Your goal: Copy all the data exactly, except the pictures.

Dataset content:
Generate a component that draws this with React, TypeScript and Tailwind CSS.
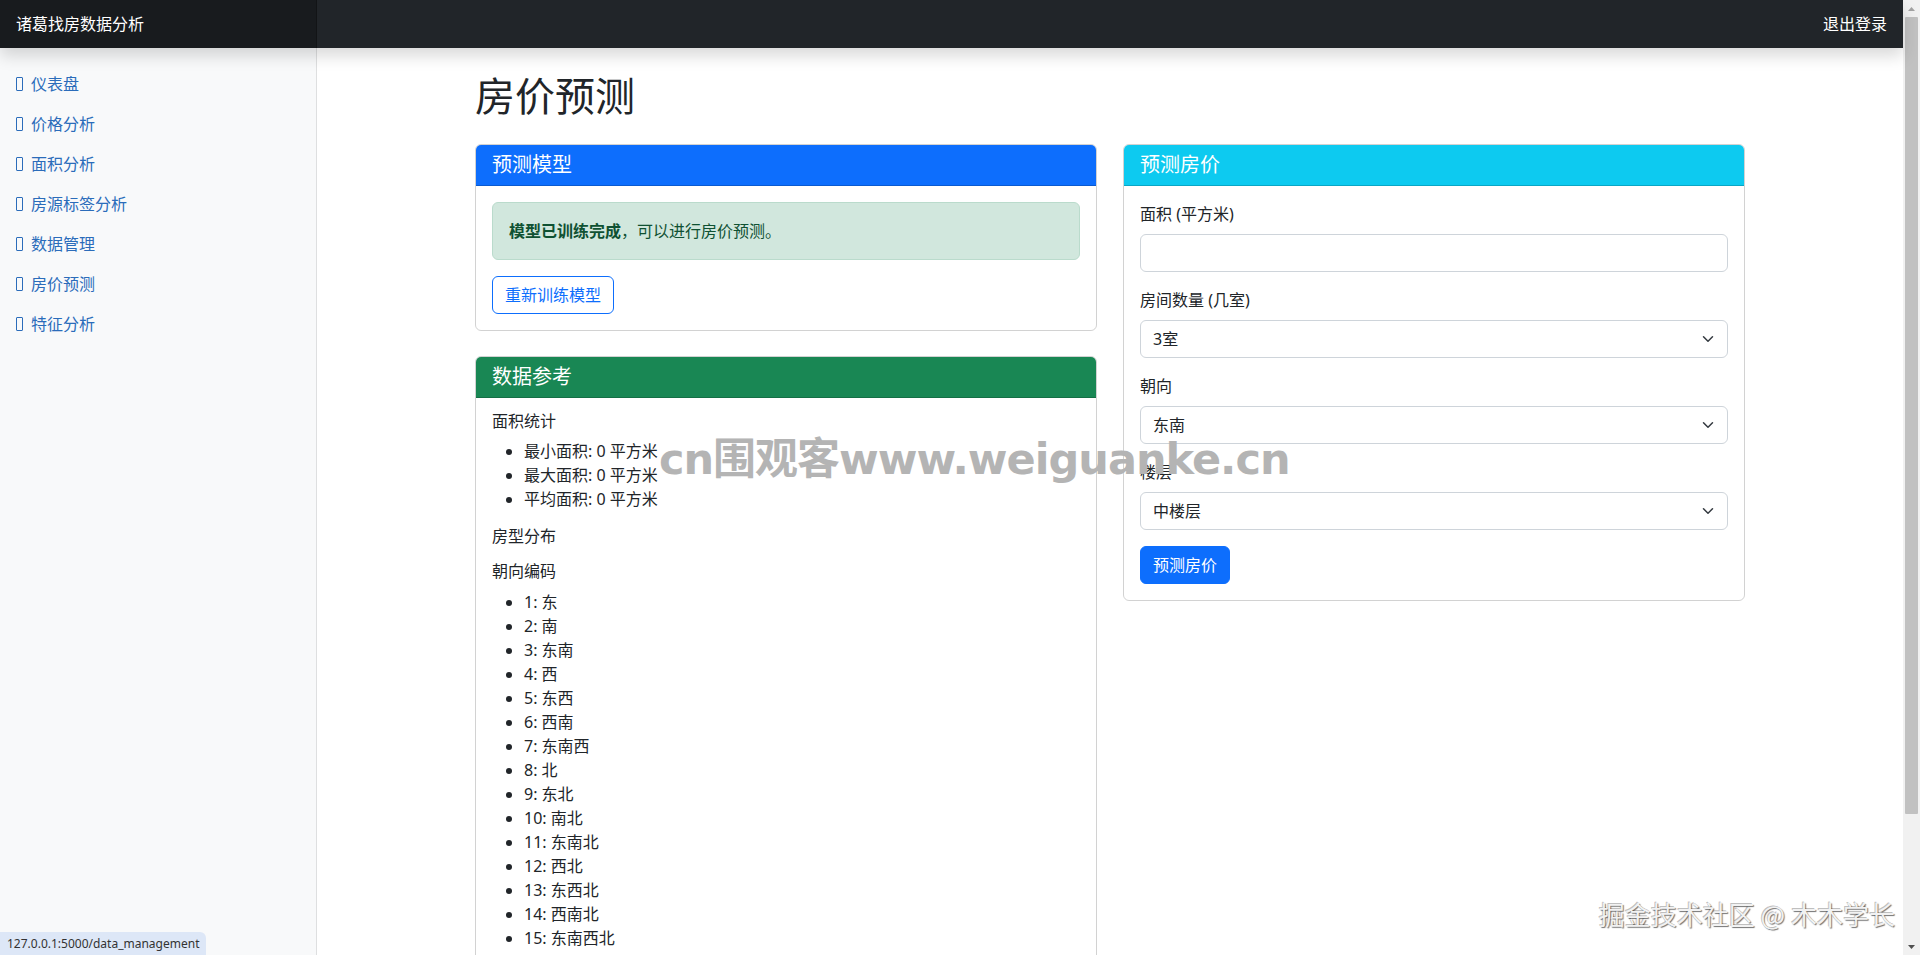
import React from 'react';

const navItems = ['仪表盘', '价格分析', '面积分析', '房源标签分析', '数据管理', '房价预测', '特征分析'];

const directions = [
  '东', '南', '东南', '西', '东西', '西南', '东南西', '北', '东北', '南北', '东南北', '西北', '东西北', '西南北', '东南西北',
];

function Chevron() {
  return (
    <svg className="pointer-events-none absolute right-3 top-1/2 -translate-y-1/2" width="16" height="12" viewBox="0 0 16 16" fill="none">
      <path d="m2 5 6 6 6-6" stroke="#343a40" strokeWidth="2" strokeLinecap="round" strokeLinejoin="round" />
    </svg>
  );
}

function SelectField({ label, value, options }: { label: string; value: string; options: string[] }) {
  return (
    <div className="mb-4">
      <label className="mb-2 block leading-6">{label}</label>
      <div className="relative">
        <select
          defaultValue={value}
          className="block h-[38px] w-full appearance-none rounded-md border border-[#ced4da] bg-white px-3 pr-9 leading-6 text-[#212529] outline-none"
        >
          {options.map((o) => (
            <option key={o}>{o}</option>
          ))}
        </select>
        <Chevron />
      </div>
    </div>
  );
}

export default function App() {
  return (
    <div className="flex h-screen w-full overflow-hidden bg-white font-['Noto_Sans','Noto_Sans_CJK_SC',sans-serif] text-base text-[#212529]">
      <div className="relative flex min-w-0 flex-1 flex-col">
        {/* top navbar */}
        <header className="relative z-10 flex h-12 shrink-0 items-center bg-[#212529] text-white shadow-[0_8px_16px_rgba(0,0,0,0.15)]">
          <div className="flex h-full w-[317px] items-center bg-black/25 px-4 shadow-[inset_-1px_0_0_rgba(0,0,0,0.25)]">
            诸葛找房数据分析
          </div>
          <div className="flex-1" />
          <a className="px-4 leading-6 text-white">退出登录</a>
        </header>

        <div className="flex min-h-0 flex-1">
          {/* sidebar */}
          <nav className="w-[317px] shrink-0 bg-[#f8f9fa] pt-4 shadow-[inset_-1px_0_0_rgba(0,0,0,0.1)]">
            <ul className="flex flex-col">
              {navItems.map((item) => (
                <li key={item}>
                  <a className="flex items-center px-4 py-2 leading-6 text-[#2b6cba]">
                    <span className="mr-[8px] inline-block h-[14px] w-[7px] rounded-[1px] border-[1.5px] border-current" />
                    {item}
                  </a>
                </li>
              ))}
            </ul>
          </nav>

          {/* main */}
          <main className="min-w-0 flex-1 overflow-hidden px-6">
            <div className="mx-auto w-[1270px] pt-6">
              <h1 className="mb-6 text-[40px] font-normal leading-[1.2]">房价预测</h1>

              <div className="grid grid-cols-2 gap-[26px]">
                <div className="flex flex-col">
                  {/* model card */}
                  <div className="rounded-md border border-black/[0.175]">
                    <div className="rounded-t-[5px] border-b border-black/[0.175] bg-[#0d6efd] px-4 py-2 text-[20px] leading-6 text-white">
                      预测模型
                    </div>
                    <div className="p-4">
                      <div className="mb-4 rounded-md border border-[#badbcc] bg-[#d1e7dd] p-4 leading-6 text-[#0f5132]">
                        <strong className="font-bold">模型已训练完成</strong>，可以进行房价预测。
                      </div>
                      <button className="h-[38px] rounded-md border border-[#0d6efd] bg-white px-3 leading-6 text-[#0d6efd]">
                        重新训练模型
                      </button>
                    </div>
                  </div>

                  {/* reference data card */}
                  <div className="mt-[25px] rounded-md border border-black/[0.175]">
                    <div className="rounded-t-[5px] border-b border-black/[0.175] bg-[#198754] px-4 py-2 text-[20px] leading-6 text-white">
                      数据参考
                    </div>
                    <div className="px-4 pb-4 pt-[14px]">
                      <h6 className="mb-2 leading-[1.2]">面积统计</h6>
                      <ul className="mb-4 list-disc pl-8 leading-6">
                        <li>最小面积: 0 平方米</li>
                        <li>最大面积: 0 平方米</li>
                        <li>平均面积: 0 平方米</li>
                      </ul>
                      <h6 className="mb-4 leading-[1.2]">房型分布</h6>
                      <h6 className="mb-2 leading-[1.2]">朝向编码</h6>
                      <ul className="list-disc pl-8 leading-6">
                        {directions.map((d, i) => (
                          <li key={d}>
                            {i + 1}: {d}
                          </li>
                        ))}
                      </ul>
                    </div>
                  </div>
                </div>

                {/* predict card */}
                <div className="self-start rounded-md border border-black/[0.175]">
                  <div className="rounded-t-[5px] border-b border-black/[0.175] bg-[#0dcaf0] px-4 py-2 text-[20px] leading-6 text-white">
                    预测房价
                  </div>
                  <div className="p-4">
                    <div className="mb-4">
                      <label className="mb-2 block leading-6">面积 (平方米)</label>
                      <input className="block h-[38px] w-full rounded-md border border-[#ced4da] bg-white px-3 leading-6 outline-none" />
                    </div>
                    <SelectField label="房间数量 (几室)" value="3室" options={['1室', '2室', '3室', '4室', '5室']} />
                    <SelectField label="朝向" value="东南" options={directions} />
                    <SelectField label="楼层" value="中楼层" options={['低楼层', '中楼层', '高楼层']} />
                    <button className="h-[38px] rounded-md border border-[#0d6efd] bg-[#0d6efd] px-3 leading-6 text-white">
                      预测房价
                    </button>
                  </div>
                </div>
              </div>
            </div>
          </main>
        </div>

        {/* watermarks and browser status bubble */}
        <div className="pointer-events-none absolute left-[659px] top-[438px] whitespace-nowrap font-['DejaVu_Sans','Noto_Sans_CJK_SC',sans-serif] text-[43px] font-bold leading-none tracking-[-1px] text-[#b4b4b4]">
          cn围观客www.weiguanke.cn
        </div>
        <div className="pointer-events-none absolute right-[8px] top-[898px] whitespace-nowrap font-['Noto_Sans_CJK_SC',sans-serif] text-[26px] leading-8 text-[#f2f2f2] [text-shadow:1px_1px_1px_rgba(0,0,0,0.55),-1px_-1px_0_rgba(0,0,0,0.25)]">
          掘金技术社区 @ 木木学长
        </div>
        <div className="absolute bottom-0 left-0 flex h-[23px] items-center rounded-tr-md bg-[#dde7f7] px-[7px] font-['Noto_Sans',sans-serif] text-[12px] text-[#333]">
          127.0.0.1:5000/data_management
        </div>
      </div>

      {/* page scrollbar */}
      <div className="flex w-[17px] shrink-0 flex-col bg-[#f1f1f1]">
        <div className="flex h-[17px] items-center justify-center">
          <svg width="7" height="4" viewBox="0 0 7 4"><path d="M0 4 3.5 0 7 4z" fill="#a3a3a3" /></svg>
        </div>
        <div className="mx-[2px] h-[797px] rounded-[1px] bg-[#c1c1c1]" />
        <div className="flex-1" />
        <div className="flex h-[17px] items-center justify-center">
          <svg width="7" height="4" viewBox="0 0 7 4"><path d="M0 0 3.5 4 7 0z" fill="#505050" /></svg>
        </div>
      </div>
    </div>
  );
}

Answer to this task:
Generate a component that draws this with React, TypeScript and Tailwind CSS.
import React from 'react';

const navItems = ['仪表盘', '价格分析', '面积分析', '房源标签分析', '数据管理', '房价预测', '特征分析'];

const directions = [
  '东', '南', '东南', '西', '东西', '西南', '东南西', '北', '东北', '南北', '东南北', '西北', '东西北', '西南北', '东南西北',
];

function Chevron() {
  return (
    <svg className="pointer-events-none absolute right-3 top-1/2 -translate-y-1/2" width="16" height="12" viewBox="0 0 16 16" fill="none">
      <path d="m2 5 6 6 6-6" stroke="#343a40" strokeWidth="2" strokeLinecap="round" strokeLinejoin="round" />
    </svg>
  );
}

function SelectField({ label, value, options }: { label: string; value: string; options: string[] }) {
  return (
    <div className="mb-4">
      <label className="mb-2 block leading-6">{label}</label>
      <div className="relative">
        <select
          defaultValue={value}
          className="block h-[38px] w-full appearance-none rounded-md border border-[#ced4da] bg-white px-3 pr-9 leading-6 text-[#212529] outline-none"
        >
          {options.map((o) => (
            <option key={o}>{o}</option>
          ))}
        </select>
        <Chevron />
      </div>
    </div>
  );
}

export default function App() {
  return (
    <div className="flex h-screen w-full overflow-hidden bg-white font-['Noto_Sans','Noto_Sans_CJK_SC',sans-serif] text-base text-[#212529]">
      <div className="relative flex min-w-0 flex-1 flex-col">
        {/* top navbar */}
        <header className="relative z-10 flex h-12 shrink-0 items-center bg-[#212529] text-white shadow-[0_8px_16px_rgba(0,0,0,0.15)]">
          <div className="flex h-full w-[317px] items-center bg-black/25 px-4 shadow-[inset_-1px_0_0_rgba(0,0,0,0.25)]">
            诸葛找房数据分析
          </div>
          <div className="flex-1" />
          <a className="px-4 leading-6 text-white">退出登录</a>
        </header>

        <div className="flex min-h-0 flex-1">
          {/* sidebar */}
          <nav className="w-[317px] shrink-0 bg-[#f8f9fa] pt-4 shadow-[inset_-1px_0_0_rgba(0,0,0,0.1)]">
            <ul className="flex flex-col">
              {navItems.map((item) => (
                <li key={item}>
                  <a className="flex items-center px-4 py-2 leading-6 text-[#2b6cba]">
                    <span className="mr-[8px] inline-block h-[14px] w-[7px] rounded-[1px] border-[1.5px] border-current" />
                    {item}
                  </a>
                </li>
              ))}
            </ul>
          </nav>

          {/* main */}
          <main className="min-w-0 flex-1 overflow-hidden px-6">
            <div className="mx-auto w-[1270px] pt-6">
              <h1 className="mb-6 text-[40px] font-normal leading-[1.2]">房价预测</h1>

              <div className="grid grid-cols-2 gap-[26px]">
                <div className="flex flex-col">
                  {/* model card */}
                  <div className="rounded-md border border-black/[0.175]">
                    <div className="rounded-t-[5px] border-b border-black/[0.175] bg-[#0d6efd] px-4 py-2 text-[20px] leading-6 text-white">
                      预测模型
                    </div>
                    <div className="p-4">
                      <div className="mb-4 rounded-md border border-[#badbcc] bg-[#d1e7dd] p-4 leading-6 text-[#0f5132]">
                        <strong className="font-bold">模型已训练完成</strong>，可以进行房价预测。
                      </div>
                      <button className="h-[38px] rounded-md border border-[#0d6efd] bg-white px-3 leading-6 text-[#0d6efd]">
                        重新训练模型
                      </button>
                    </div>
                  </div>

                  {/* reference data card */}
                  <div className="mt-[25px] rounded-md border border-black/[0.175]">
                    <div className="rounded-t-[5px] border-b border-black/[0.175] bg-[#198754] px-4 py-2 text-[20px] leading-6 text-white">
                      数据参考
                    </div>
                    <div className="px-4 pb-4 pt-[14px]">
                      <h6 className="mb-2 leading-[1.2]">面积统计</h6>
                      <ul className="mb-4 list-disc pl-8 leading-6">
                        <li>最小面积: 0 平方米</li>
                        <li>最大面积: 0 平方米</li>
                        <li>平均面积: 0 平方米</li>
                      </ul>
                      <h6 className="mb-4 leading-[1.2]">房型分布</h6>
                      <h6 className="mb-2 leading-[1.2]">朝向编码</h6>
                      <ul className="list-disc pl-8 leading-6">
                        {directions.map((d, i) => (
                          <li key={d}>
                            {i + 1}: {d}
                          </li>
                        ))}
                      </ul>
                    </div>
                  </div>
                </div>

                {/* predict card */}
                <div className="self-start rounded-md border border-black/[0.175]">
                  <div className="rounded-t-[5px] border-b border-black/[0.175] bg-[#0dcaf0] px-4 py-2 text-[20px] leading-6 text-white">
                    预测房价
                  </div>
                  <div className="p-4">
                    <div className="mb-4">
                      <label className="mb-2 block leading-6">面积 (平方米)</label>
                      <input className="block h-[38px] w-full rounded-md border border-[#ced4da] bg-white px-3 leading-6 outline-none" />
                    </div>
                    <SelectField label="房间数量 (几室)" value="3室" options={['1室', '2室', '3室', '4室', '5室']} />
                    <SelectField label="朝向" value="东南" options={directions} />
                    <SelectField label="楼层" value="中楼层" options={['低楼层', '中楼层', '高楼层']} />
                    <button className="h-[38px] rounded-md border border-[#0d6efd] bg-[#0d6efd] px-3 leading-6 text-white">
                      预测房价
                    </button>
                  </div>
                </div>
              </div>
            </div>
          </main>
        </div>

        {/* watermarks and browser status bubble */}
        <div className="pointer-events-none absolute left-[659px] top-[438px] whitespace-nowrap font-['DejaVu_Sans','Noto_Sans_CJK_SC',sans-serif] text-[43px] font-bold leading-none tracking-[-1px] text-[#b4b4b4]">
          cn围观客www.weiguanke.cn
        </div>
        <div className="pointer-events-none absolute right-[8px] top-[898px] whitespace-nowrap font-['Noto_Sans_CJK_SC',sans-serif] text-[26px] leading-8 text-[#f2f2f2] [text-shadow:1px_1px_1px_rgba(0,0,0,0.55),-1px_-1px_0_rgba(0,0,0,0.25)]">
          掘金技术社区 @ 木木学长
        </div>
        <div className="absolute bottom-0 left-0 flex h-[23px] items-center rounded-tr-md bg-[#dde7f7] px-[7px] font-['Noto_Sans',sans-serif] text-[12px] text-[#333]">
          127.0.0.1:5000/data_management
        </div>
      </div>

      {/* page scrollbar */}
      <div className="flex w-[17px] shrink-0 flex-col bg-[#f1f1f1]">
        <div className="flex h-[17px] items-center justify-center">
          <svg width="7" height="4" viewBox="0 0 7 4"><path d="M0 4 3.5 0 7 4z" fill="#a3a3a3" /></svg>
        </div>
        <div className="mx-[2px] h-[797px] rounded-[1px] bg-[#c1c1c1]" />
        <div className="flex-1" />
        <div className="flex h-[17px] items-center justify-center">
          <svg width="7" height="4" viewBox="0 0 7 4"><path d="M0 0 3.5 4 7 0z" fill="#505050" /></svg>
        </div>
      </div>
    </div>
  );
}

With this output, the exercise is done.